**** Data provided ****

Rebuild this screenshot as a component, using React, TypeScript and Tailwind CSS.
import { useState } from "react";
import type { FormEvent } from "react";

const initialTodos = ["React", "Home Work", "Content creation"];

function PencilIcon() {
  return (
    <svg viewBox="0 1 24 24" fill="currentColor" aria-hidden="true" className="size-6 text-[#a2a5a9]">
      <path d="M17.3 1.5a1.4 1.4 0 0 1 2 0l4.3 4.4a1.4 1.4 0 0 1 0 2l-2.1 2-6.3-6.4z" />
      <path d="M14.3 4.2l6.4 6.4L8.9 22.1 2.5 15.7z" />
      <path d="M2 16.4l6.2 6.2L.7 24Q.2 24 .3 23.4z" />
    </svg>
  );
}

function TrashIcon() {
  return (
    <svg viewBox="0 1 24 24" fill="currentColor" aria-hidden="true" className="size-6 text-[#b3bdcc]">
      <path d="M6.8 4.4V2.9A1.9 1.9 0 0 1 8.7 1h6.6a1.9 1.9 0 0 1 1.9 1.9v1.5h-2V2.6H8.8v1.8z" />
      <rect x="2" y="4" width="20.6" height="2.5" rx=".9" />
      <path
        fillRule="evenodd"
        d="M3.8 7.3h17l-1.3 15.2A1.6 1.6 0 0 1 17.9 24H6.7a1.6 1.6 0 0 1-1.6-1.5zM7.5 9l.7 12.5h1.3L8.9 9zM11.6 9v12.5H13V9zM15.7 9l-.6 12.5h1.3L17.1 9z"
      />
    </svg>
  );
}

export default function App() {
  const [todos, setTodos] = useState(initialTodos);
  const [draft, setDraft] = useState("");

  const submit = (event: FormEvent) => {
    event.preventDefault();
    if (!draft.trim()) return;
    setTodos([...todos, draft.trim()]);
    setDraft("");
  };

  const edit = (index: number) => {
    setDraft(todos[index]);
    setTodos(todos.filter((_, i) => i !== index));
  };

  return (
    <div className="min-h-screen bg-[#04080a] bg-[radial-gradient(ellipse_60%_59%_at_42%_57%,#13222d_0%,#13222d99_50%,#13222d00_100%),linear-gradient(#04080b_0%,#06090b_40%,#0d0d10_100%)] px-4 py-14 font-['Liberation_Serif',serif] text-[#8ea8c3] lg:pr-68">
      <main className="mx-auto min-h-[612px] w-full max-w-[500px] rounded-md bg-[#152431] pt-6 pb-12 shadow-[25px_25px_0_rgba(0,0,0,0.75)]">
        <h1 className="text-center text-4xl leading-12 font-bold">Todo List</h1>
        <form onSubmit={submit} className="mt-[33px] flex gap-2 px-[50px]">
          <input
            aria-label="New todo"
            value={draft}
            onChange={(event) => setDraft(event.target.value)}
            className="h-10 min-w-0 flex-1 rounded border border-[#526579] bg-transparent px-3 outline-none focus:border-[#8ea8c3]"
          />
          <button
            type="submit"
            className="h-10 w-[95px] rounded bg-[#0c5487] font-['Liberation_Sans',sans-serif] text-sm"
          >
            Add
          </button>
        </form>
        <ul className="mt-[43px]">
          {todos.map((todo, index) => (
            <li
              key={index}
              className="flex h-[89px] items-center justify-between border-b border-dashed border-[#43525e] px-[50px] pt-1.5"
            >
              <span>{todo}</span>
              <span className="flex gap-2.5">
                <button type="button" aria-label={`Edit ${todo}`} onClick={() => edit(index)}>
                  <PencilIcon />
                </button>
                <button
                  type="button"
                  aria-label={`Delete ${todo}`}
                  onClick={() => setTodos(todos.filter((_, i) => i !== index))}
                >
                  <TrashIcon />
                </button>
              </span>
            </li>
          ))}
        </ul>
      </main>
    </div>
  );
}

****
**** Data provided ****

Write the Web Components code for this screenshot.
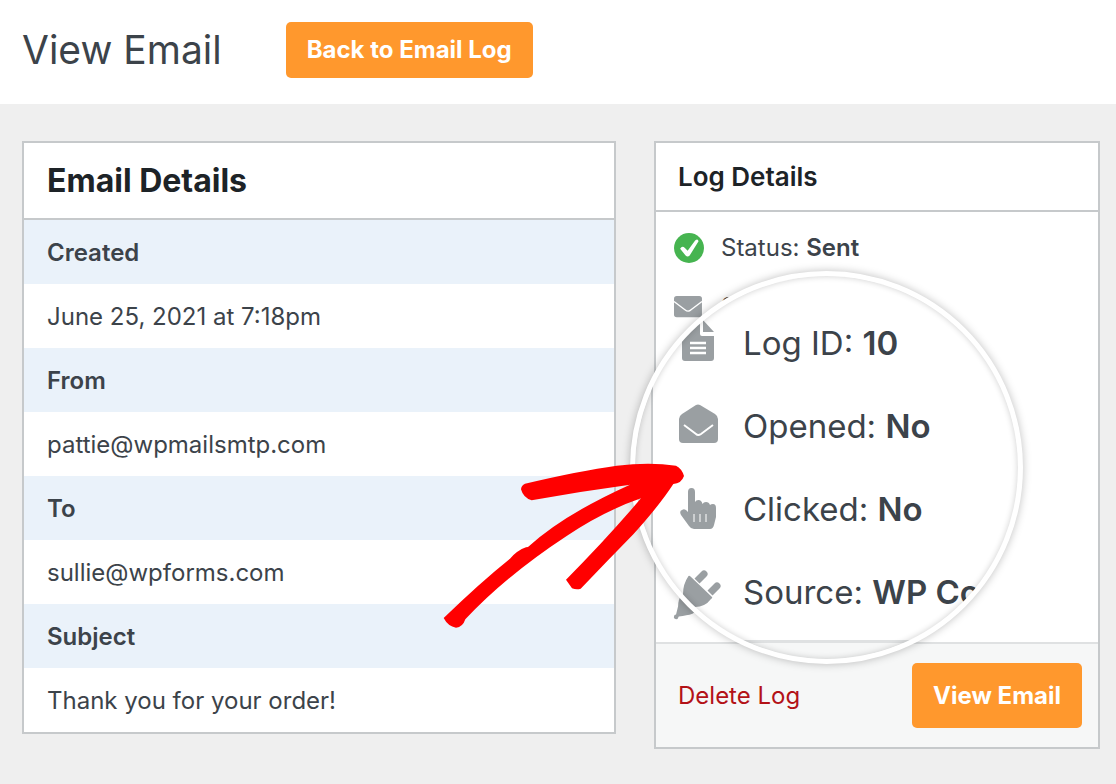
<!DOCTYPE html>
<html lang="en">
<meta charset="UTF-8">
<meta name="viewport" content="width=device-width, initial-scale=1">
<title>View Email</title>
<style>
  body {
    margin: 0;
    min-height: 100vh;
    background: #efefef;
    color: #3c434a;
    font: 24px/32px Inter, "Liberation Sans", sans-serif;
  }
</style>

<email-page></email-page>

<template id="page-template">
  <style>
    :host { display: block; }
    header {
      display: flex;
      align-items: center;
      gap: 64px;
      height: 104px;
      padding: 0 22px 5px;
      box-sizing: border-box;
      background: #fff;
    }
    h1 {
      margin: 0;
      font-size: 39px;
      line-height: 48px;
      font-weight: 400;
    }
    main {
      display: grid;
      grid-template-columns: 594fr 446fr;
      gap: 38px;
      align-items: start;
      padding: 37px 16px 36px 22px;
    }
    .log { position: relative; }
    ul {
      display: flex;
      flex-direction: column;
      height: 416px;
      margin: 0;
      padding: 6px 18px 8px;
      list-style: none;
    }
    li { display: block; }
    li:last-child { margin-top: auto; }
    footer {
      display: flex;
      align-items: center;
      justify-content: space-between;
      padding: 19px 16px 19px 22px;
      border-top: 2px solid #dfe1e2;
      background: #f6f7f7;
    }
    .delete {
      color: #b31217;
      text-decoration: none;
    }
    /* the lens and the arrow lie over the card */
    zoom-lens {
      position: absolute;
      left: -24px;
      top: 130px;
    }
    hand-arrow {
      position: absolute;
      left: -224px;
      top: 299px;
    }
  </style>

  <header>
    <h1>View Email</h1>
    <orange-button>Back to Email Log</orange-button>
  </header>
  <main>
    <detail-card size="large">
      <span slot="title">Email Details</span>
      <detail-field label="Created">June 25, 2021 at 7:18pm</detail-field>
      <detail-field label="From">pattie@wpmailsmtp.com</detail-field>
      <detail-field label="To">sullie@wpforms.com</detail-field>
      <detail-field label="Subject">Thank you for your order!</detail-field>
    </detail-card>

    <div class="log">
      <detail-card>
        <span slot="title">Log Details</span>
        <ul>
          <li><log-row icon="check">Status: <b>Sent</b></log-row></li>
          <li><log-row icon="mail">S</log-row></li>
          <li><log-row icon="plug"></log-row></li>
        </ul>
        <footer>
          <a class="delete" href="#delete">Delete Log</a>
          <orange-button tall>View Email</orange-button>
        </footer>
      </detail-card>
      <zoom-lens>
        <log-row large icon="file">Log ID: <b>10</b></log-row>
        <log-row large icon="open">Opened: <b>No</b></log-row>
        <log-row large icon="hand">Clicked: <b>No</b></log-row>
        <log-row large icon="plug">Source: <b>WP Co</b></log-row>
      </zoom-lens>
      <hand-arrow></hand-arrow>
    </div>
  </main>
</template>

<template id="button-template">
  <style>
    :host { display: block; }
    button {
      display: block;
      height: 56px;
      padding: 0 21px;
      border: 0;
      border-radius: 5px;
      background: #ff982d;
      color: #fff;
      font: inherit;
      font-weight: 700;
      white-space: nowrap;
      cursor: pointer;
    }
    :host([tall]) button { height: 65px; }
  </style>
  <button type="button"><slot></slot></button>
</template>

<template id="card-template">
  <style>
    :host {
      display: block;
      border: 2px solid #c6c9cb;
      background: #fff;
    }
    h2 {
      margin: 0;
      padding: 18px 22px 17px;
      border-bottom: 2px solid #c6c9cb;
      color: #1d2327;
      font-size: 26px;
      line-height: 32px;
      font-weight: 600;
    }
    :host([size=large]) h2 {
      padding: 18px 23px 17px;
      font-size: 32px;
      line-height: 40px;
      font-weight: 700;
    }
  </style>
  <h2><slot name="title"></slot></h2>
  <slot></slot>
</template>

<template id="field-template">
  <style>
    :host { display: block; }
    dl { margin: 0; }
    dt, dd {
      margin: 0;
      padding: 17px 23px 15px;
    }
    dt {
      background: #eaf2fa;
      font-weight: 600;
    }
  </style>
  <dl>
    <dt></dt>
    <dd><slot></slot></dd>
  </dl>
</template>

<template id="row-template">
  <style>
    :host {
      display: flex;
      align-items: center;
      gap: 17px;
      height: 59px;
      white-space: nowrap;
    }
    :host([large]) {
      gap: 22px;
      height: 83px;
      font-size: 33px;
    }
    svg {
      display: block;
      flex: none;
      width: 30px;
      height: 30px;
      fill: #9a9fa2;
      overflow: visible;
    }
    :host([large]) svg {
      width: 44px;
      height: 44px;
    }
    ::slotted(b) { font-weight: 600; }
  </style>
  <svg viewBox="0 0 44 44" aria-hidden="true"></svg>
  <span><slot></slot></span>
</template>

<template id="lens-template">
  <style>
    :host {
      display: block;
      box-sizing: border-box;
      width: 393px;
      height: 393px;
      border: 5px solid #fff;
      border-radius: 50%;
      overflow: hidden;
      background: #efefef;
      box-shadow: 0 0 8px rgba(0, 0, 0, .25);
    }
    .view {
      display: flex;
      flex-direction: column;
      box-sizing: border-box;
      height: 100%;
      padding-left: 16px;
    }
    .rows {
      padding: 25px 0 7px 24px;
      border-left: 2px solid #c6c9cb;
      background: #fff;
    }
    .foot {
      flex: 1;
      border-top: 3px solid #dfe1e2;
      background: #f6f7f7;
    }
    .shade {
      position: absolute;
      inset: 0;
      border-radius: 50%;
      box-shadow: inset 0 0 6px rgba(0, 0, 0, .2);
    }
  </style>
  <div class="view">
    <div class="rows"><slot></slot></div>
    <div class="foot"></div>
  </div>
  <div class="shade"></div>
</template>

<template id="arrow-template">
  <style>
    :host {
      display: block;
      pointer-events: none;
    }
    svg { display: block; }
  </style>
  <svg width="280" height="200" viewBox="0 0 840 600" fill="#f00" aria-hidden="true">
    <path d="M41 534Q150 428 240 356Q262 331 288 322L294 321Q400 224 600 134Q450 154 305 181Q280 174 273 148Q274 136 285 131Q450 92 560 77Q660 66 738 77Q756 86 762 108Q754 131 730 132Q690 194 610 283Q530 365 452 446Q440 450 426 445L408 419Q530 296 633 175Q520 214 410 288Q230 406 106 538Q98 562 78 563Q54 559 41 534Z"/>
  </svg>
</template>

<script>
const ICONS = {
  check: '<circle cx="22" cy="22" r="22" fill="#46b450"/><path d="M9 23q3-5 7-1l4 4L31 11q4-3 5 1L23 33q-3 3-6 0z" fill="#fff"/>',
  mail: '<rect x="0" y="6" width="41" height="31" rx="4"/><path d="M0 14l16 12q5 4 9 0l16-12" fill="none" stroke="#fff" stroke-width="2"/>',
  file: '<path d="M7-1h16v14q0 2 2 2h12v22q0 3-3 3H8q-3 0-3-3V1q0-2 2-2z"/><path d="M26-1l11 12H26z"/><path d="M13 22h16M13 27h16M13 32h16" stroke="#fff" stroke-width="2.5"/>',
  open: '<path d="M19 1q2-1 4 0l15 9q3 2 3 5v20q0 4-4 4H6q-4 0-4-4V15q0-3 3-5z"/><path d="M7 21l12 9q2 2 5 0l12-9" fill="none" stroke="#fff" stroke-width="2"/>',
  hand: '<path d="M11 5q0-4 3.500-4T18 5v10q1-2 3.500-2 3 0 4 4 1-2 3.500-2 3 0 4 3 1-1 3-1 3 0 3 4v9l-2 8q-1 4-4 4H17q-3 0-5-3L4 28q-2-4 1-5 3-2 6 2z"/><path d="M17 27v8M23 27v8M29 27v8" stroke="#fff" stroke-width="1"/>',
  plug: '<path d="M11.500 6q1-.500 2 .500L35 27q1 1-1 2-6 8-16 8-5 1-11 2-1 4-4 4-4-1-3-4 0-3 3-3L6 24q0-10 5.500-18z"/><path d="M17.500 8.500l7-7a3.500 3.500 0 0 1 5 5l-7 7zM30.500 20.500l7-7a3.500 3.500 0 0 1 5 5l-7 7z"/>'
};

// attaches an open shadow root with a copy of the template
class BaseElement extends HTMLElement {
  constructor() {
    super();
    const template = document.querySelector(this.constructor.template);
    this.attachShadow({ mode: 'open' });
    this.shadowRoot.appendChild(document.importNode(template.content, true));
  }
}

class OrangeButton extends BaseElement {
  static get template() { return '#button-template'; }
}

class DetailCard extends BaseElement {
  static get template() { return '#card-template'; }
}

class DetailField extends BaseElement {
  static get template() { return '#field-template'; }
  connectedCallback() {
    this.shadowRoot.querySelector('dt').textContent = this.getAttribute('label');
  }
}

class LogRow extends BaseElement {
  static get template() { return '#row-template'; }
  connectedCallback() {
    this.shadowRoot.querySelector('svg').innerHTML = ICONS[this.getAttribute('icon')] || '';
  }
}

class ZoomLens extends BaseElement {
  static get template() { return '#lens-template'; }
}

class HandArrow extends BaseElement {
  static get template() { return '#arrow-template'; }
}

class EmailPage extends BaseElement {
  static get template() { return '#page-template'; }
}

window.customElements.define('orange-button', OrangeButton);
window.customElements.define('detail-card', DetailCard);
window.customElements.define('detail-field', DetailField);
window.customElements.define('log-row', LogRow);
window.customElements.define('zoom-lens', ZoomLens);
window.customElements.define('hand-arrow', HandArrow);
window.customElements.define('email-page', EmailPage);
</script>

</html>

****

§ Short exercise:
Copy out all lines that carry the word "screenshot".

§ Final answer:
Rebuild this screenshot as a component, using React, TypeScript and Tailwind CSS.
Write the Web Components code for this screenshot.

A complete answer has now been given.